Running kong ingress controller in kubernetes with high availability - wrong node goes down, KONG goes DOWN

rb-leadr commented 1 year ago

Hello - We're using kong with annotated kubernetes ingress and service resources driving the config.

The problem we're facing is when we do a node roll, kong goes down while the postgresql pod is unavailable, taking our APIs down.

Having 3 kong pods for HA and still having a single point of failure seems like an anti-pattern.

I looked into dbless, but it looks like to do that you need to use a kong.yml config, while can't be configured in independent namespaces the way ingresses and services can.

Is there a way to either use ingress/service resources without postgres, or to make the postgres truly HA?

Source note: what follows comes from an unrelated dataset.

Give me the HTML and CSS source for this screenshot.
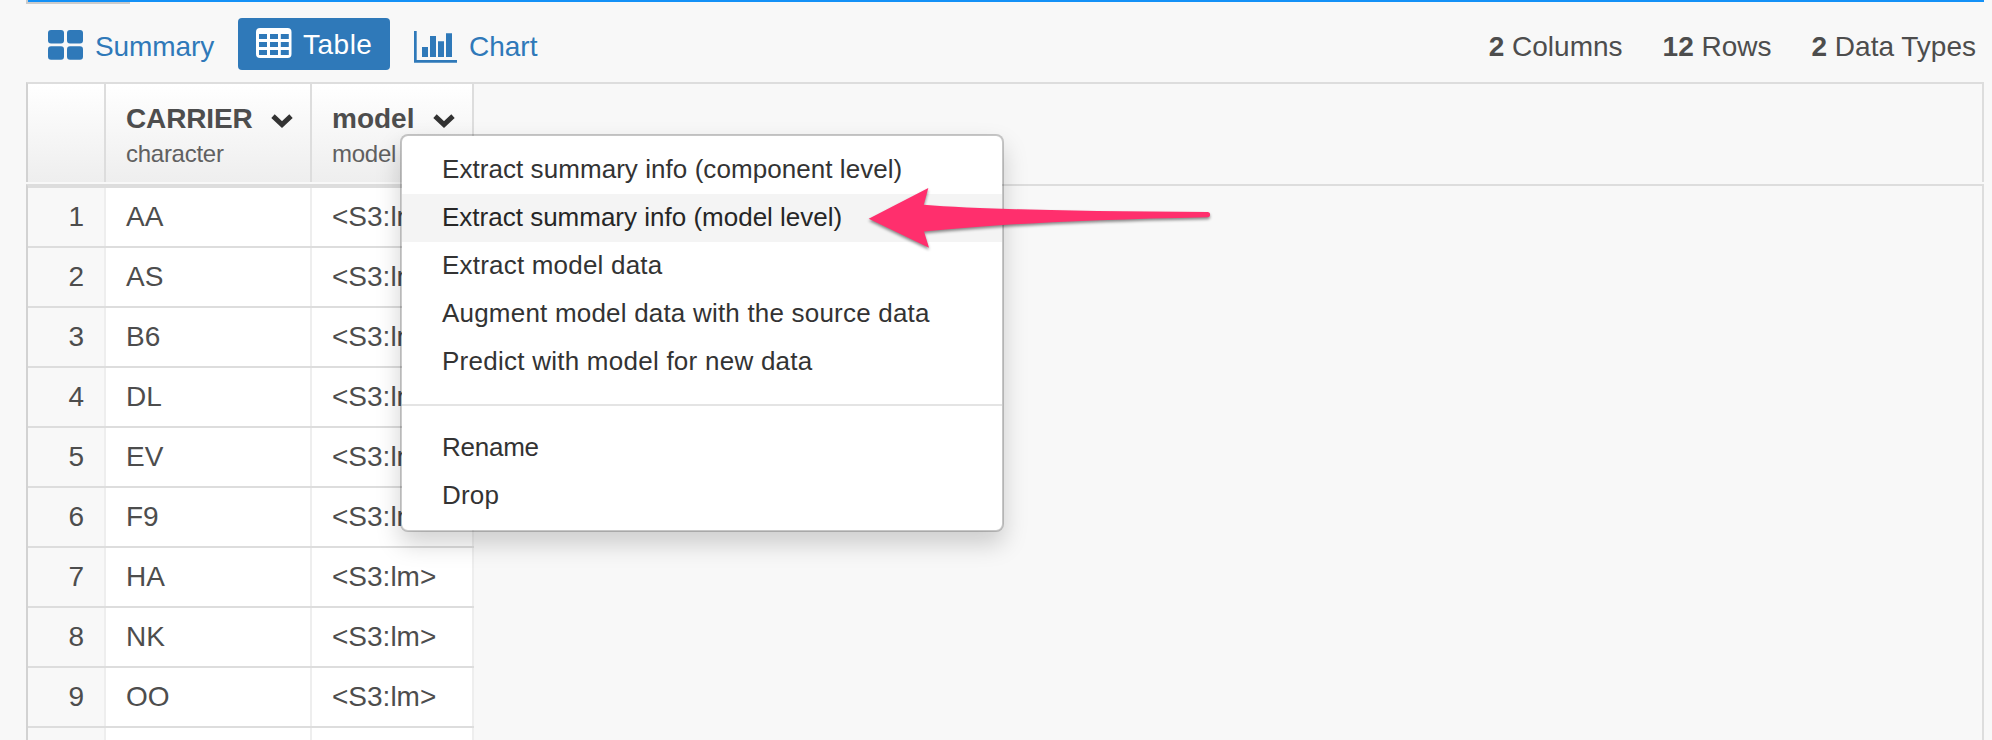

rainest commented 1 year ago

You can use controller-managed configuration (configuration built from Ingress resources) with DB-less. It's the default configuration even. Specifying a kong.yml directly is an alternative.

That said, Kong should not go down when Postgres is unavailable. You cannot start new Kong instances while Postgres is offline, but existing instances should continue serving traffic on a best-effort basis out of their configuration cache and reconnect to Postgres when it returns.

You can specify a read-only backup Postgres instance via the various pg_ro_ settings. Setting up a read replica should give you some more flexibility when rolling out an updated Postgres deployment.

If you're seeing that existing instances terminate when Postgres is unavailable, that's abnormal, and you should file an issue with the gateway team with replication steps and logs.

Will go ahead and close this as I think all questions from the OP are answered, but if you have additional follow-up questions respond back and we can reopen it.

rb-leadr commented 1 year ago

Hi @rainest - thanks for jumping in to help!

I've been off working on some other more pressing issues, and am now returning to this.

One factor that might play in: We use FluxCD, which automatically updates our k8s ingress resources as they change in our main branch in source control. I wonder if this is why the Kong pods in Test B start crashlooping.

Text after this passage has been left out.